L’engouement
autour du livre - qui a obtenu le prix Planète SF des blogueurs, est mérité. Notre part de nuit est une fresque
fantastique de plus de 750 pages qu’il serait dommage de manquer.
Même
si le lecteur manque d’appétence pour le thème de l’occulte, ce qui pourra le
faire douter sur les premières pages, le roman happe assez rapidement et embarque dans un récit choral, glaçant, mais qui jamais ne sombre dans l’escalade de gore qu'on aurait pu attendre, préférant semer l'horreur par touches acérées. Et c’est peut-être ce qui le rend
plus terrifiant encore. Cela faisait longtemps que certaines scènes ne m’avaient
pas mis aussi mal à l’aise. L’ensemble est plus dérangeant qu’un Stephen King,
auquel le livre peut-être comparé par moment, notamment lorsque l’histoire se
penche sur un groupe d’adolescents.
Nous
commençons par suivre Juan, père veuf qui, avec son jeune fils Gaspar, fuit à
travers l’Argentine des années 1980 une terrifiante belle famille. Le livre s’ouvre
ainsi avec un personnage qui en sait plus que le lecteur, et où de sombres
rituels, ou encore la vision des morts sont seulement esquissés. La relation
père-fils, avec un Juan qui oscille entre protection et tyrannie cruelle, est
superbement rendue.
Mariana
Enriquez finit par en dévoiler davantage sur cette secte occulte internationale, se livrant à des pratiques atroces pour entrer en contact avec des dieux anciens. Torture
d’enfants en bas âge, mutilations de fidèles, le tout sous la férule froide de
la grand-mère de Gaspar, Mercedes. Des perversions brutes, sans emphase, une monstruosité
crue, au service d’objectifs inavouables.
Le
lecteur sera emporté dans le passé pour y découvrir la jeunesse de Juan et de
sa femme Rosario, avec ce passage dans une Angleterre branchée et hippie des années 1960. Juan,
insuffisant cardiaque, fragile et fort en même temps, blond, beau et grand,
adopté par la secte et exploité comme medium pour les contacts occultes. Si
puissant qu’il échappe au contrôle et cache une partie de ces capacités, puis
celles de son fils, quitte à le blesser pour lui épargner le même sort.

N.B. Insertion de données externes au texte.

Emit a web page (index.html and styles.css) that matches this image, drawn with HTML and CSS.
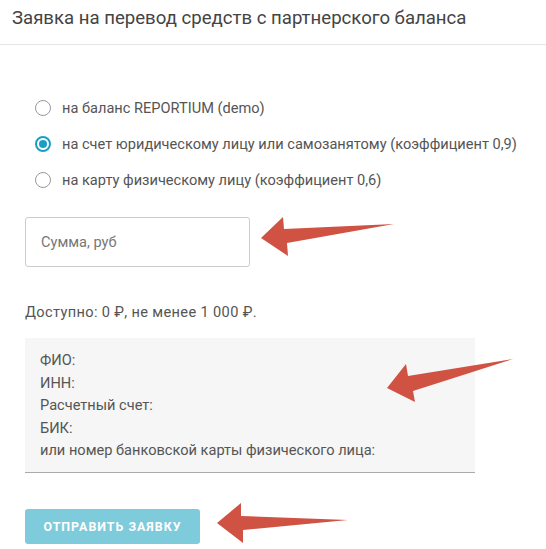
FILE: index.html
```html
<!DOCTYPE html>
<html lang="ru">
<head>
<meta charset="utf-8">
<link rel="stylesheet" href="styles.css">
</head>
<body>
<div class="page">
  <header class="head">
    <h1 class="title">Заявка на перевод средств с партнерского баланса</h1>
  </header>
  <main class="body">
    <div class="radios">
      <label class="radio"><span class="dot"></span><span>на баланс REPORTIUM (demo)</span></label>
      <label class="radio checked"><span class="dot"></span><span>на счет юридическому лицу или самозанятому (коэффициент 0,9)</span></label>
      <label class="radio"><span class="dot"></span><span>на карту физическому лицу (коэффициент 0,6)</span></label>
    </div>
    <div class="input"><span class="ph">Сумма, руб</span></div>
    <p class="avail">Доступно: 0 ₽, не менее 1 000 ₽.</p>
    <div class="area">
      <div>ФИО:</div>
      <div>ИНН:</div>
      <div>Расчетный счет:</div>
      <div>БИК:</div>
      <div>или номер банковской карты физического лица:</div>
    </div>
    <button class="btn">Отправить заявку</button>
  </main>
  <svg class="arrows" width="546" height="549" viewBox="0 0 546 549">
    <path fill="#d05243" d="M261 238 L283 217 L284 229 L394 224 L287 243 L288 256 Z"/>
    <path fill="#d05243" d="M387 388 L406 364 L408 376 L513 359 L413 391 L415 402 Z"/>
    <path fill="#d05243" d="M217 523 L241 503 L241 516 L348 520 L243 530 L243 543 Z"/>
  </svg>
</div>
</body>
</html>
```

FILE: styles.css
```css
* { box-sizing: border-box; }
html, body { margin: 0; padding: 0; background: #fff; }
body { font-family: Roboto, "Noto Sans", sans-serif; color: #555; }
.page { position: relative; width: 546px; height: 549px; overflow: hidden; }
.head { height: 45px; border-bottom: 1px solid #e6e6e6; padding: 6px 0 0 12px; }
.title { margin: 0; font-size: 18.6px; font-weight: 400; color: #444; line-height: 24px; }
.body { padding: 0 0 0 25px; }
.radios { display: flex; flex-direction: column; gap: 14px; padding-top: 52px; }
.radio { display: flex; align-items: center; gap: 11px; font-size: 14.6px; line-height: 22px; color: #555; padding-left: 10px; }
.dot { width: 16px; height: 16px; border-radius: 50%; border: 1.6px solid #9a9a9a; flex: none; position: relative; }
.radio.checked .dot { border: 2px solid #1a9fc4; }
.radio.checked .dot::after { content: ""; position: absolute; left: 2px; top: 2px; width: 8px; height: 8px; border-radius: 50%; background: #1a9fc4; }
.input { width: 225px; height: 50px; margin-top: 26px; border: 1px solid #ccc; border-radius: 3px; display: flex; align-items: center; padding-left: 15px; }
.ph { font-size: 14.6px; color: #777; }
.avail { margin: 36px 0 0; font-size: 14.6px; letter-spacing: 0.35px; line-height: 18px; color: #555; }
.area { width: 450px; height: 135px; margin-top: 17px; background: #f6f6f6; border-bottom: 1px solid #aaa; padding: 11px 15px 0; font-size: 14.6px; line-height: 22.5px; color: #555; }
.btn { display: block; margin-top: 36px; width: 175px; height: 35px; border: 0; border-radius: 3px; background: #7ecbdc; color: #fff; font-family: Roboto, sans-serif; font-weight: 700; font-size: 12.4px; letter-spacing: 1px; text-transform: uppercase; padding: 0; }
.arrows { position: absolute; left: 0; top: 0; pointer-events: none; }
```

L'idée de sacrifice sera omniprésente, tant du côté de la secte que parmi ceux qui lui échappent.
Nous
revenons ensuite vers l’adolescence de Gaspar et des camarades de sa génération.
Cette fois le lien avec le lecteur s’est inversé, c’est lui qui en sait
davantage que le personnage, à qui l’on a caché les terribles secrets de sa
famille. Au point qu’on brûle de le prévenir, dans cette Argentine qui a glissé
de la dictature péroniste aux années sida.
Notre
part de nuit est conçu à l’image de son univers. Le fantastique horrifiant pousse
sous le voile du réel comme sous chaque page, et crève par moment la frontière
pour s’exposer, immonde. Et puis à nouveau, la terreur ne se fait plus qu’embusquée,
mais elle ne disparait jamais vraiment. Un souffle rare, vertigineux, et des personnages
avec une épaisseur comme on en voit trop rarement.